Ofc this will only be done local to 1 function, not across function boundaries.

1 Like

Probably; if each of those statements types as a partial sum, the compiler should be able to unify them.

Or something like the following?

fn test(i: u8) -> impl Debug {
    type R = (i32 | () | i32 | i32, f32);

    match i {
        0 => R::0(10),
        2 => R::2(20),
        3 => R::3(30,0.0),
        _ => R::1(()),
    }
}
2 Likes

Fifth revision, and the first candidate for release into a pull request as a proposed RFC. The minimal nature of the RFC’s proposed type is more prominently stated.

If there does not appear to be anything wrong with the proposed RFC, then I’ll send it up to be pull requested.

3 Likes

I would support the idea of anonymous enums, but I have a hard time getting behind the idea of anonymous variants.

I agree with the idea of keeping the proposal minimal, and not bake in extra features such as subsampling and other forms of automatic conversions between anonymous enums. This is indeed an excellent way to proceed.

And therefore I’d argue that a more minimal proposal is anonymous enums with named variants; and that when the time comes to introduce anonymous variants, a second proposal should be made encompassing both named and anonymous enums.

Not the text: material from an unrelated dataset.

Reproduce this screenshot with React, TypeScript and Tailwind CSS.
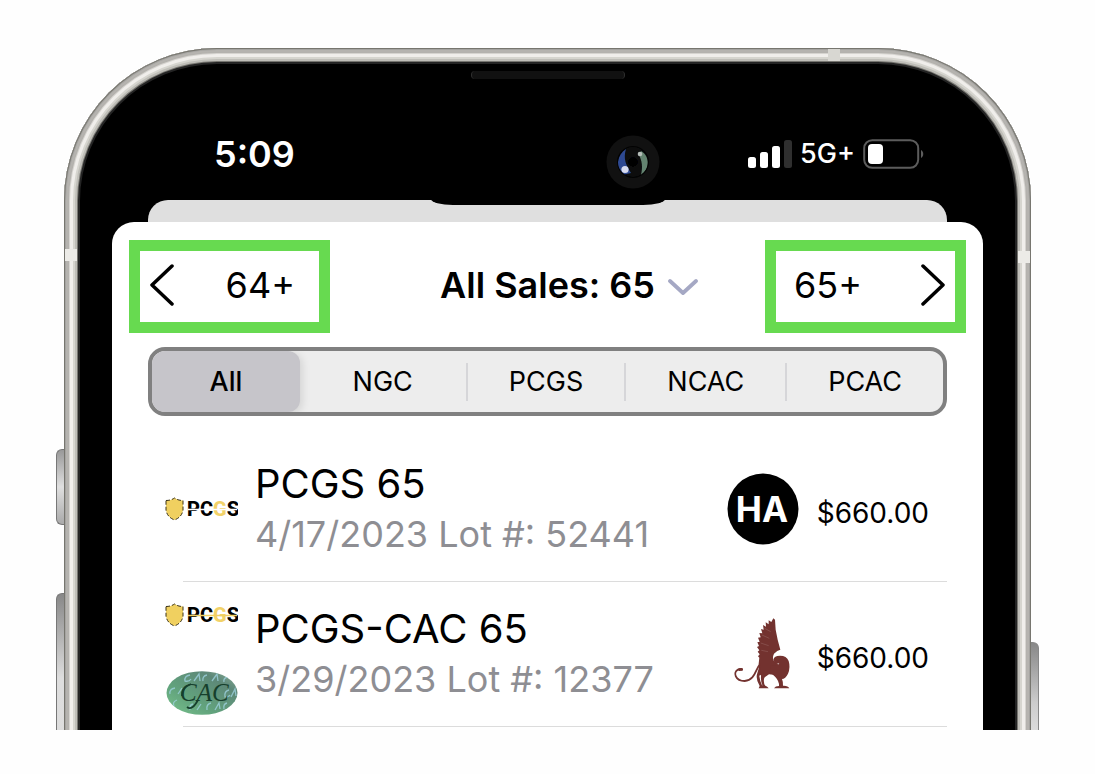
import { useState } from "react";

const tabs = ["All", "NGC", "PCGS", "NCAC", "PCAC"];

function SignalIcon() {
  return (
    <svg width="44" height="28" viewBox="0 0 44 28" aria-hidden="true">
      <rect x="0" y="17" width="8" height="11" rx="2.5" fill="#fff" />
      <rect x="12" y="12" width="8" height="16" rx="2.5" fill="#fff" />
      <rect x="24" y="6" width="8" height="22" rx="2.5" fill="#fff" />
      <rect x="36" y="0" width="8" height="28" rx="2.5" fill="#2f2f2f" />
    </svg>
  );
}

function BatteryIcon() {
  return (
    <svg width="62" height="30" viewBox="0 0 62 30" aria-hidden="true">
      <rect x="1.2" y="1.2" width="54" height="27.6" rx="8" fill="none" stroke="#5c5c5c" strokeWidth="2" />
      <rect x="5" y="5" width="15" height="20" rx="4" fill="#fff" />
      <path d="M58 11c3 1.4 3 6.6 0 8z" fill="#5c5c5c" />
    </svg>
  );
}

function Camera() {
  return (
    <svg width="54" height="54" viewBox="0 0 54 54" aria-hidden="true">
      <defs>
        <filter id="lens"><feGaussianBlur stdDeviation="0.7" /></filter>
        <clipPath id="lensClip"><circle cx="27" cy="27" r="15" /></clipPath>
      </defs>
      <circle cx="27" cy="27" r="26.5" fill="#111" />
      <circle cx="27" cy="27" r="16" fill="#030303" />
      <g clipPath="url(#lensClip)" filter="url(#lens)">
        <circle cx="27" cy="27" r="15" fill="#0c0d10" />
        <path d="M20 14C11 20 9 33 16 40L25 38C20 30 17 24 20 14Z" fill="#2f4a92" />
        <path d="M35 16C45 22 43 35 35 40C37 32 36 26 33 20Z" fill="#64836f" />
        <circle cx="27" cy="27" r="5" fill="#050505" />
        <circle cx="19" cy="34.5" r="3.6" fill="#d8dcf0" />
        <circle cx="34" cy="19" r="2.3" fill="#b5bdb8" />
      </g>
    </svg>
  );
}

function PcgsLogo({ line }: { line: string }) {
  return (
    <svg width="73" height="24" viewBox="0 0 73 24" role="img" aria-label="PCGS">
      <path d="M1 3.5Q6 3.5 9.5 1Q13 3.5 18 3.5V13Q17 20 9.5 23Q2 20 1 13Z" fill="#f0d060" />
      <path d="M1 3.5Q6 3.5 9.5 1Q13 3.5 18 3.5V13Q17 20 9.5 23Q2 20 1 13Z" fill="none" stroke="#3a3216" strokeWidth="1" strokeDasharray="4 2" />
      <text x="22" y="19" fontFamily="Roboto, sans-serif" fontWeight="800" fontSize="20" fill="#000">
        PC<tspan fill="#f2d268">G</tspan>S
      </text>
      <path d="M23 12.5H72" stroke={line} strokeWidth="1.5" />
    </svg>
  );
}

function CacLogo() {
  return (
    <svg width="72" height="44" viewBox="0 0 72 44" role="img" aria-label="CAC">
      <defs>
        <linearGradient id="cac" x1="0" y1="1" x2="1" y2="0">
          <stop offset="0" stopColor="#79c38c" />
          <stop offset="0.35" stopColor="#62a37d" />
          <stop offset="0.75" stopColor="#5d8878" />
          <stop offset="1" stopColor="#8fb09b" />
        </linearGradient>
        <clipPath id="cacClip"><ellipse cx="36" cy="22" rx="35.5" ry="21.8" /></clipPath>
      </defs>
      <ellipse cx="36" cy="22" rx="35.5" ry="21.8" fill="url(#cac)" />
      <g clipPath="url(#cacClip)">
        <path
          d="M24 4q-6 1-5 6q4 1 6-2M28 10l5-7l1 7M41 4q-5 1-4 6M46 10l5-7l1 7M62 6q-5 1-4 5M9 17q-6 1-5 6M12 23l4-6M63 19q-5 1-4 7q4 0 5-2M65 26l4-8l1 7M11 29q-5 2-3 6M27 33q-4 1-3 6M31 39l4-6M45 32q-5 1-4 7M49 39l4-7l1 6M61 32q-4 1-3 6"
          fill="none"
          stroke="#9ccfdc"
          strokeWidth="1.3"
          opacity="0.8"
        />
        <text x="14" y="30" fontFamily="Liberation Serif, serif" fontStyle="italic" fontSize="25" fill="#163f2c">CAC</text>
        <path d="M32 29Q26 40 21 36M25 13Q15 17 16 25" fill="none" stroke="#163f2c" strokeWidth="1.8" />
      </g>
    </svg>
  );
}

function HeritageLogo() {
  return (
    <svg width="72" height="72" viewBox="0 0 72 72" role="img" aria-label="HA">
      <circle cx="36" cy="36" r="35.5" fill="#000" />
      <text x="35" y="49" textAnchor="middle" fontFamily="Inter, sans-serif" fontWeight="700" fontSize="35" fill="#fff">HA</text>
    </svg>
  );
}

function GriffinLogo() {
  return (
    <svg width="72" height="72" viewBox="9 53 216 216" role="img" aria-label="Griffin">
      <g fill="#73322f">
        <path d="M148 54L153 58L155 88L161 118L169 148Q160 150 150 160Q145 170 148 180L162 192L160 225L135 222L120 232L106 222L104 190L106 172L102 168L107 162L101 154L106 150L99 140L105 137L100 126L107 124L102 112L110 111L106 98L115 99L111 86L119 88L117 74L126 79L125 66L134 72L134 60L142 65Z" />
        <path d="M148 178Q150 166 168 166Q188 166 194 182Q200 202 192 220Q184 236 174 236Q178 246 177 256Q192 255 196 264H150Q154 257 165 257Q166 243 154 230L138 215L140 196Q160 200 166 188Q154 196 148 178Z" />
        <path d="M107 195Q113 220 106 228Q108 244 114 255Q128 255 134 264H104L107 257Q95 238 99 222Z" />
        <path d="M118 215Q124 226 120 236Q118 248 124 257H116Q108 240 112 222Z" />
      </g>
      <path d="M108 192C94 205 94 240 62 242C34 242 26 216 42 208Q52 203 54 208" fill="none" stroke="#73322f" strokeWidth="5.5" strokeLinecap="round" />
      <path d="M46 208l7-1" stroke="#73322f" strokeWidth="8" strokeLinecap="round" />
      <path d="M112 150l20 4M110 128l24 8M114 104l22 10M122 84l18 10" stroke="#8f5a57" strokeWidth="2" />
    </svg>
  );
}

const sales = [
  { title: "PCGS 65", detail: "4/17/2023 Lot #: 52441", price: "$660.00", cac: false },
  { title: "PCGS-CAC 65", detail: "3/29/2023 Lot #: 12377", price: "$660.00", cac: true },
];

export default function App() {
  const [active, setActive] = useState("All");

  return (
    <main className="min-h-screen bg-[#fefefe] pt-12 font-['Inter',sans-serif] text-black">
      <div className="overflow-hidden">
        <div className="relative mx-16 -mb-[33px] rounded-t-[153px] bg-black p-4">
          {/* Side keys */}
          <div className="absolute top-[401px] -left-2 h-[76px] w-2 rounded-l-md border border-r-0 border-[#777] bg-linear-to-b from-[#999] via-[#e0e0e0] to-[#aaa]" />
          <div className="absolute top-[545px] bottom-0 -left-2 w-2 rounded-l-md border border-r-0 border-[#777] bg-linear-to-b from-[#888] via-[#dedede] to-[#ddd]" />
          <div className="absolute top-[594px] -right-2 bottom-0 w-2 rounded-r-md border border-l-0 border-[#888] bg-linear-to-b from-[#888] via-[#ccc] to-[#eee]" />
          {/* Metal rim */}
          <div className="pointer-events-none absolute inset-0 rounded-t-[153px] shadow-[inset_0_0_0_1px_#77766f,inset_0_0_0_2px_#a5a4a1,inset_0_0_0_4px_#b5b3af,inset_0_0_0_5px_#b4b2ae,inset_0_0_0_6px_#d6d4d0,inset_0_0_0_9px_#f0eeeb,inset_0_0_0_11px_#d6d5cf,inset_0_0_0_13px_#bfbeb8,inset_0_0_0_14px_#777671,inset_0_0_0_16px_#242424]" />
          <div className="absolute top-px right-[191px] h-3 w-3 bg-[#d8d7d2]" />
          <div className="absolute top-[201px] left-px h-3 w-3 bg-[#ecebe7]" />
          <div className="absolute top-[203px] right-px h-3 w-3 bg-[#ecebe7]" />
          <div className="absolute top-[23px] left-1/2 h-2 w-[154px] -translate-x-1/2 rounded-full border-x border-[#303030] bg-[#111]" />

          <div className="flex h-[136px] items-center justify-between pt-11 pr-[90px] pl-[134px] text-white">
            <time className="text-[36px] leading-[40px] font-semibold">5:09</time>
            <div className="flex items-center gap-2">
              <SignalIcon />
              <span className="text-[27px] leading-[32px] font-medium">5G+</span>
              <BatteryIcon />
            </div>
          </div>

          {/* Sheet underneath, with the sensor housing over it */}
          <div className="relative mx-[68px] h-[22px] rounded-t-[20px] bg-[#dfdfdf]">
            <div className="absolute -top-px left-1/2 h-1.5 w-[234px] -translate-x-1/2 rounded-b-[22px_6px] bg-black" />
            <div className="absolute -top-[65px] left-[458px]"><Camera /></div>
          </div>

          <section className="relative mx-8 rounded-t-[22px] bg-white pb-5">
            <header className="flex items-center justify-between px-[17px] pt-[18px]">
              <button type="button" className="flex h-[93px] w-[201px] items-center justify-between border-[11px] border-[#67da50] pr-[24px] pb-1 pl-[9px]">
                <svg width="26" height="42" viewBox="0 0 26 42" fill="none" stroke="#000" strokeWidth="3.5" strokeLinecap="round" strokeLinejoin="round" aria-hidden="true"><path d="M23 2L3 21L23 40" /></svg>
                <span className="text-[36px] leading-[40px]">64+</span>
              </button>
              <button type="button" className="ml-11 flex items-center gap-3 pb-1">
                <span className="text-[36px] leading-[40px] font-semibold">All Sales: 65</span>
                <svg width="32" height="20" viewBox="0 0 32 20" fill="none" stroke="#a5a8c4" strokeWidth="3.8" strokeLinecap="round" strokeLinejoin="round" aria-hidden="true"><path d="M3 6L16 18L29 6" /></svg>
              </button>
              <button type="button" className="flex h-[93px] w-[201px] items-center justify-between border-[11px] border-[#67da50] pr-[9px] pb-1 pl-[18px]">
                <span className="text-[36px] leading-[40px]">65+</span>
                <svg width="26" height="42" viewBox="0 0 26 42" fill="none" stroke="#000" strokeWidth="3.5" strokeLinecap="round" strokeLinejoin="round" aria-hidden="true"><path d="M3 2L23 21L3 40" /></svg>
              </button>
            </header>

            <div className="px-9">
              <div className="mt-3.5 grid h-[69px] grid-cols-[148fr_166fr_159fr_161fr_158fr] items-center overflow-hidden rounded-[17px] border-4 border-[#808080] bg-[#ededed]">
                {tabs.map((tab, i) => (
                  <button
                    key={tab}
                    type="button"
                    aria-pressed={active === tab}
                    onClick={() => setActive(tab)}
                    className={
                      active === tab
                        ? "h-full rounded-xl bg-[#c6c5ca] text-[27px] leading-[32px] font-medium shadow-[2px_2px_8px_rgba(0,0,0,0.12)]"
                        : i > 1
                          ? "h-[38px] border-l-2 border-[#d6d6d9] text-[27px] leading-[32px]"
                          : "h-[38px] text-[27px] leading-[32px]"
                    }
                  >
                    {tab}
                  </button>
                ))}
              </div>

              <ul className="mt-[21px]">
                {sales.map((sale) => (
                  <li key={sale.title}>
                    <div className="flex h-[144px] items-center pr-[18px] pl-[17px]">
                      {sale.cac ? (
                        <div className="flex w-[73px] flex-col items-center gap-11 pt-2.5">
                          <PcgsLogo line="#f0cf62" />
                          <CacLogo />
                        </div>
                      ) : (
                        <PcgsLogo line="#ffffff" />
                      )}
                      <div className="ml-[17px] flex-1">
                        <h2 className="text-[40px] leading-[50px]">{sale.title}</h2>
                        <p className="text-[36px] leading-[50px] text-[#8e8e93]">{sale.detail}</p>
                      </div>
                      {sale.cac ? <GriffinLogo /> : <HeritageLogo />}
                      <span className="ml-[18px] pt-2 text-[28px] leading-[32px]">{sale.price}</span>
                    </div>
                    <hr className="ml-[35px] border-[#dcdcdc]" />
                  </li>
                ))}
              </ul>
            </div>
          </section>
        </div>
      </div>
    </main>
  );
}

Should we hash out whether to start with anonymous or named variants in the anonymous enum before a full-fledged RFC is submitted?

5 Likes

Yeah, about that. I'm pretty sure that's wrong. This would actually take more work, as there would have to be compiler groundwork to have some way of corresponding names to type as read off from the type, along with associated syntax bikeshedding, and to go back and look variants up when the variant names come back up. Compare with the codegen example, which performs all of its work in a perfectly straight line, and can just work with numbers and indices, only outputting the associated numerals at the end when everything is figured out.

1 Like

While I do want a lower-developer-friction story for error handling (who doesn’t?), I’m also very risk averse and being able to match based on index, combined with distinct variants with the same type signature, seems like a recipe for logic bugs.

For example, I like to keep my lists of things alphabetically sorted if they don’t have some underlying numerical value with more significance to their ordering. That’s such a minor thing that I don’t even think of it as refactoring.

I did have another concern, but I forgot to make point-form notes (I just woke up) and it slipped my mind while thinking through the point about trivial refactoring.

3 Likes

I don’t like the proposed approach that much, especially matching looks quite bad:

match x {
    (_ | _)::0(val) => assert_eq!(val, 1_i32),
    _::1(_) => unreachable!("Value was set to the first variant")
};
match bar {
    (i64 | () | i64 | (i64, f64))::3((a, b)) => a == -3_i64 && b == 0.0_f64,
    (_ | _ | _ | _)::2(_) => false, 
    _::1(_) => false, 
    _ => false
}

It looks like pile of emojis to me and Rust is already perceived as a language a bit too heavy on sigils.

Bad humour inside

I wonder if following the “turbo-fish”, match combination (_|_):: will be named as a “turbo-butt”.

I think a better approach will be to introduce refined enums, which can look like this:

enum MyError {
    A,
    B(f32),
    C(String),
    D,
}

// `MyError[A, B]` (the exact syntax is up to bikeshedding) is essentially
// an alias for `MyError`, but compiler knows that only variants A and B
// can be used with it
fn foo() -> Result<(), MyError[A, B]> { .. }

// we can use aliases to make code more readable
type BarError = MyError[A, D];
fn bar() -> Result<(), BarError> { .. }

fn baz() -> Result<(), MyError> {
    match foo() {
        Ok(()) => (),
        Err(MyError::A) => { .. },
        Err(MyError::B(val)) => { .. },
        // we can omit variants C and D, compiler will not complain and 
        // on desugaring will add `_ => unsafe { std::intrinsics::unreachable() }`
    }
    match bar() {
        Ok(()) => (),
        // refined alias can be implicitly coerced to the parent type
        // (after all it's just an alias)
        Err(err) => return Err(err),
    }
}

// compile error with message indicating that variant D can not be used with
// the given enum refinement
fn foo1() -> MyError[A] { MyError::D }

// compiler error: foo can return Err(MyError::B), while only variants A and D
// were expected
fn foo2() -> Result<(), BarError> {
    foo()
}

// enum refinement can be coerced not only to the parent type, but also to other
// refinement if it's wider than the coerced one
fn foo3() -> Result<(), MyError[A, B, C]> {
    foo()
}

// we could warn on unnecessary matches
fn foo3() {
    match foo() {
        Err(MyError::D) => (), // warning: unreachable match arm
        _ => (),
    }
}

This approach also automatically solves automatic trait implementation concerns, as programmer will be in full control over which traits will be implemented for parent enum.

4 Likes

Refined enums os an entirely orthogonal approach. So if you want it, please create a separate RFC for it. This RFC doesn’t want to name the enum at all.